- WHAT THIS TASK INVOLVES -
Every line below is to be copied exactly, with the pictures left out.

********

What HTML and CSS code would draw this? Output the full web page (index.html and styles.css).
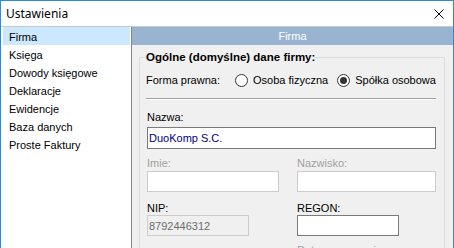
FILE: index.html
```html
<!DOCTYPE html>
<html lang="pl">
<head>
    <meta charset="UTF-8">
    <title>Ustawienia</title>
    <link rel="stylesheet" href="styles.css">
</head>
<body>
    <div class="window">
        <div class="titlebar">
            <span class="title">Ustawienia</span>
            <svg class="close" width="10" height="10" viewBox="0 0 10 10">
                <path d="M0.5 0.5 L9.5 9.5 M9.5 0.5 L0.5 9.5" stroke="#000" stroke-width="1" fill="none"/>
            </svg>
        </div>

        <div class="main">
            <ul class="sidebar">
                <li class="selected">Firma</li>
                <li>Księga</li>
                <li>Dowody księgowe</li>
                <li>Deklaracje</li>
                <li>Ewidencje</li>
                <li>Baza danych</li>
                <li>Proste Faktury</li>
            </ul>

            <div class="panel">
                <div class="panel-header">Firma</div>
                <div class="panel-body">
                    <fieldset class="group">
                        <legend>Ogólne (domyślne) dane firmy:</legend>

                        <div class="radio-row">
                            <span class="row-label">Forma prawna:</span>
                            <label class="radio"><span class="dot"></span>Osoba fizyczna</label>
                            <label class="radio checked"><span class="dot"></span>Spółka osobowa</label>
                        </div>

                        <div class="separator"></div>

                        <label class="field-label nazwa-label" for="nazwa">Nazwa:</label>
                        <input id="nazwa" class="field nazwa" type="text" value="DuoKomp S.C.">

                        <div class="grid imie-row">
                            <div>
                                <label class="field-label disabled">Imie:</label>
                                <input class="field off imie" type="text" disabled>
                            </div>
                            <div>
                                <label class="field-label disabled">Nazwisko:</label>
                                <input class="field off nazwisko" type="text" disabled>
                            </div>
                        </div>

                        <div class="grid nip-row">
                            <div>
                                <label class="field-label">NIP:</label>
                                <input class="field off nip" type="text" value="8792446312" readonly>
                            </div>
                            <div>
                                <label class="field-label">REGON:</label>
                                <input class="field regon" type="text">
                                <label class="field-label disabled next-label">Data rozpoczęcia:</label>
                            </div>
                        </div>
                    </fieldset>
                </div>
            </div>
        </div>
    </div>
</body>
</html>
```

FILE: styles.css
```css
* {
    box-sizing: border-box;
}
body {
    margin: 0;
    width: 454px;
    height: 248px;
    overflow: hidden;
    font-family: "Liberation Sans", Arial, sans-serif;
    font-size: 11px;
    color: #000;
}
.window {
    width: 454px;
    height: 248px;
    border: 1px solid #2d8ae4;
    border-bottom: none;
    display: flex;
    flex-direction: column;
    background-color: #f0f0f0;
}
.titlebar {
    height: 25px;
    flex: none;
    background-color: #fff;
    display: flex;
    align-items: center;
    justify-content: space-between;
    padding: 0 9px 0 5px;
}
.title {
    font-family: "Noto Sans", sans-serif;
    font-size: 12px;
}
.close {
    display: block;
}
.main {
    flex: 1;
    display: flex;
    min-height: 0;
    border-top: 1px solid #c8c8c8;
}
.sidebar {
    width: 131px;
    flex: none;
    margin: 0;
    padding: 0 1px 0 2px;
    list-style: none;
    background-color: #fff;
    border-right: 1px solid #828790;
}
.sidebar li {
    height: 18px;
    padding: 3px 0 0 6px;
    line-height: 15px;
}
.sidebar li.selected {
    background-color: #cce8ff;
}
.panel {
    flex: 1;
    display: flex;
    flex-direction: column;
    min-width: 0;
}
.panel-header {
    height: 18px;
    line-height: 18px;
    background-color: #99b4d1;
    color: #fff;
    text-align: center;
}
.panel-body {
    padding: 5px 8px 0 7px;
}
.group {
    margin: 0;
    min-width: 0;
    border: 1px solid #dcdcdc;
    padding: 5px 8px 0 6px;
}
.group legend {
    padding: 0;
    font-size: 11.5px;
    font-weight: bold;
    line-height: 14px;
}
.radio-row {
    height: 22px;
    display: flex;
    align-items: center;
    line-height: 13px;
    white-space: nowrap;
}
.row-label {
    margin-right: 15px;
}
.radio {
    display: flex;
    align-items: center;
    flex: none;
}
.radio + .radio {
    margin-left: 9px;
}
.dot {
    width: 13px;
    height: 13px;
    flex: none;
    margin-right: 5px;
    border: 1px solid #333;
    border-radius: 50%;
    background-color: #fff;
    display: flex;
    align-items: center;
    justify-content: center;
}
.radio.checked .dot::after {
    content: "";
    width: 7px;
    height: 7px;
    border-radius: 50%;
    background-color: #333;
}
.separator {
    margin-top: 7px;
    border-top: 1px solid #a0a0a0;
    border-bottom: 1px solid #fff;
}
.field-label {
    display: block;
    height: 13px;
    line-height: 13px;
    margin-left: 1px;
}
.field-label.disabled {
    color: #a0a0a0;
}
.nazwa-label {
    margin-top: 11px;
}
.field {
    display: block;
    margin: 3px 0 0 1px;
    height: 21px;
    padding: 0 1px;
    border: 1px solid #7a7a7a;
    background-color: #fff;
    font-family: "Liberation Sans", Arial, sans-serif;
    font-size: 11px;
    color: #000;
    outline: none;
}
.field.off {
    border-color: #cccccc;
    color: #6d6d6d;
}
.field.nip {
    background-color: #f0f0f0;
}
.nazwa {
    width: 289px;
    height: 22px;
    color: #000080;
}
.grid {
    display: grid;
    grid-template-columns: 150px 1fr;
}
.imie-row {
    margin-top: 8px;
}
.imie-row .field {
    margin-top: 1px;
}
.nip-row {
    margin-top: 10px;
}
.nip-row .field {
    margin-top: 0;
}
.imie {
    width: 132px;
}
.nazwisko {
    width: 139px;
}
.nip, .regon {
    width: 102px;
}
.next-label {
    margin-top: 8px;
}
```
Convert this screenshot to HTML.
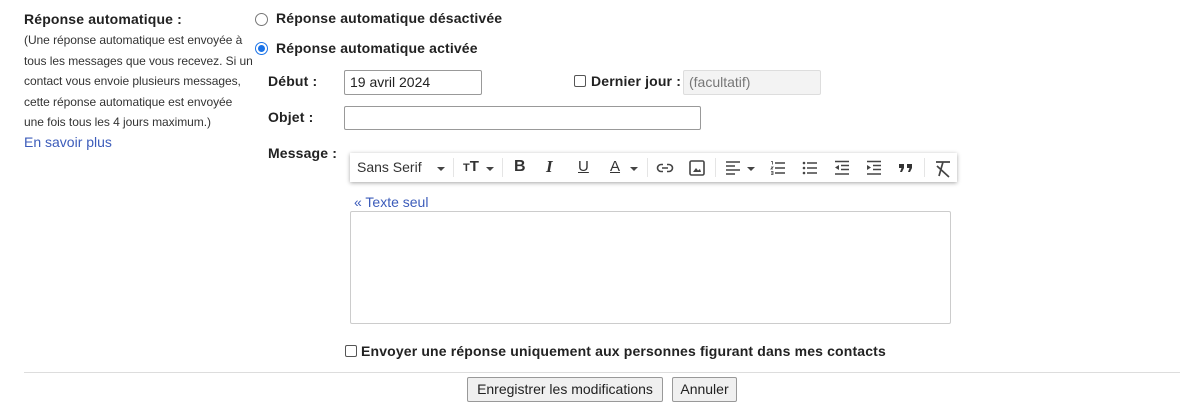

********

- SOLUTION TO THE PROBLEM -
What HTML and CSS code would draw this? Output the full web page (index.html and styles.css).
FILE: index.html
```html
<!DOCTYPE html>
<html lang="pl">
<head>
    <meta charset="UTF-8">
    <title>Ustawienia</title>
    <link rel="stylesheet" href="styles.css">
</head>
<body>
    <div class="window">
        <div class="titlebar">
            <span class="title">Ustawienia</span>
            <svg class="close" width="10" height="10" viewBox="0 0 10 10">
                <path d="M0.5 0.5 L9.5 9.5 M9.5 0.5 L0.5 9.5" stroke="#000" stroke-width="1" fill="none"/>
            </svg>
        </div>

        <div class="main">
            <ul class="sidebar">
                <li class="selected">Firma</li>
                <li>Księga</li>
                <li>Dowody księgowe</li>
                <li>Deklaracje</li>
                <li>Ewidencje</li>
                <li>Baza danych</li>
                <li>Proste Faktury</li>
            </ul>

            <div class="panel">
                <div class="panel-header">Firma</div>
                <div class="panel-body">
                    <fieldset class="group">
                        <legend>Ogólne (domyślne) dane firmy:</legend>

                        <div class="radio-row">
                            <span class="row-label">Forma prawna:</span>
                            <label class="radio"><span class="dot"></span>Osoba fizyczna</label>
                            <label class="radio checked"><span class="dot"></span>Spółka osobowa</label>
                        </div>

                        <div class="separator"></div>

                        <label class="field-label nazwa-label" for="nazwa">Nazwa:</label>
                        <input id="nazwa" class="field nazwa" type="text" value="DuoKomp S.C.">

                        <div class="grid imie-row">
                            <div>
                                <label class="field-label disabled">Imie:</label>
                                <input class="field off imie" type="text" disabled>
                            </div>
                            <div>
                                <label class="field-label disabled">Nazwisko:</label>
                                <input class="field off nazwisko" type="text" disabled>
                            </div>
                        </div>

                        <div class="grid nip-row">
                            <div>
                                <label class="field-label">NIP:</label>
                                <input class="field off nip" type="text" value="8792446312" readonly>
                            </div>
                            <div>
                                <label class="field-label">REGON:</label>
                                <input class="field regon" type="text">
                                <label class="field-label disabled next-label">Data rozpoczęcia:</label>
                            </div>
                        </div>
                    </fieldset>
                </div>
            </div>
        </div>
    </div>
</body>
</html>
```

FILE: styles.css
```css
* {
    box-sizing: border-box;
}
body {
    margin: 0;
    width: 454px;
    height: 248px;
    overflow: hidden;
    font-family: "Liberation Sans", Arial, sans-serif;
    font-size: 11px;
    color: #000;
}
.window {
    width: 454px;
    height: 248px;
    border: 1px solid #2d8ae4;
    border-bottom: none;
    display: flex;
    flex-direction: column;
    background-color: #f0f0f0;
}
.titlebar {
    height: 25px;
    flex: none;
    background-color: #fff;
    display: flex;
    align-items: center;
    justify-content: space-between;
    padding: 0 9px 0 5px;
}
.title {
    font-family: "Noto Sans", sans-serif;
    font-size: 12px;
}
.close {
    display: block;
}
.main {
    flex: 1;
    display: flex;
    min-height: 0;
    border-top: 1px solid #c8c8c8;
}
.sidebar {
    width: 131px;
    flex: none;
    margin: 0;
    padding: 0 1px 0 2px;
    list-style: none;
    background-color: #fff;
    border-right: 1px solid #828790;
}
.sidebar li {
    height: 18px;
    padding: 3px 0 0 6px;
    line-height: 15px;
}
.sidebar li.selected {
    background-color: #cce8ff;
}
.panel {
    flex: 1;
    display: flex;
    flex-direction: column;
    min-width: 0;
}
.panel-header {
    height: 18px;
    line-height: 18px;
    background-color: #99b4d1;
    color: #fff;
    text-align: center;
}
.panel-body {
    padding: 5px 8px 0 7px;
}
.group {
    margin: 0;
    min-width: 0;
    border: 1px solid #dcdcdc;
    padding: 5px 8px 0 6px;
}
.group legend {
    padding: 0;
    font-size: 11.5px;
    font-weight: bold;
    line-height: 14px;
}
.radio-row {
    height: 22px;
    display: flex;
    align-items: center;
    line-height: 13px;
    white-space: nowrap;
}
.row-label {
    margin-right: 15px;
}
.radio {
    display: flex;
    align-items: center;
    flex: none;
}
.radio + .radio {
    margin-left: 9px;
}
.dot {
    width: 13px;
    height: 13px;
    flex: none;
    margin-right: 5px;
    border: 1px solid #333;
    border-radius: 50%;
    background-color: #fff;
    display: flex;
    align-items: center;
    justify-content: center;
}
.radio.checked .dot::after {
    content: "";
    width: 7px;
    height: 7px;
    border-radius: 50%;
    background-color: #333;
}
.separator {
    margin-top: 7px;
    border-top: 1px solid #a0a0a0;
    border-bottom: 1px solid #fff;
}
.field-label {
    display: block;
    height: 13px;
    line-height: 13px;
    margin-left: 1px;
}
.field-label.disabled {
    color: #a0a0a0;
}
.nazwa-label {
    margin-top: 11px;
}
.field {
    display: block;
    margin: 3px 0 0 1px;
    height: 21px;
    padding: 0 1px;
    border: 1px solid #7a7a7a;
    background-color: #fff;
    font-family: "Liberation Sans", Arial, sans-serif;
    font-size: 11px;
    color: #000;
    outline: none;
}
.field.off {
    border-color: #cccccc;
    color: #6d6d6d;
}
.field.nip {
    background-color: #f0f0f0;
}
.nazwa {
    width: 289px;
    height: 22px;
    color: #000080;
}
.grid {
    display: grid;
    grid-template-columns: 150px 1fr;
}
.imie-row {
    margin-top: 8px;
}
.imie-row .field {
    margin-top: 1px;
}
.nip-row {
    margin-top: 10px;
}
.nip-row .field {
    margin-top: 0;
}
.imie {
    width: 132px;
}
.nazwisko {
    width: 139px;
}
.nip, .regon {
    width: 102px;
}
.next-label {
    margin-top: 8px;
}
```
Convert this screenshot to HTML.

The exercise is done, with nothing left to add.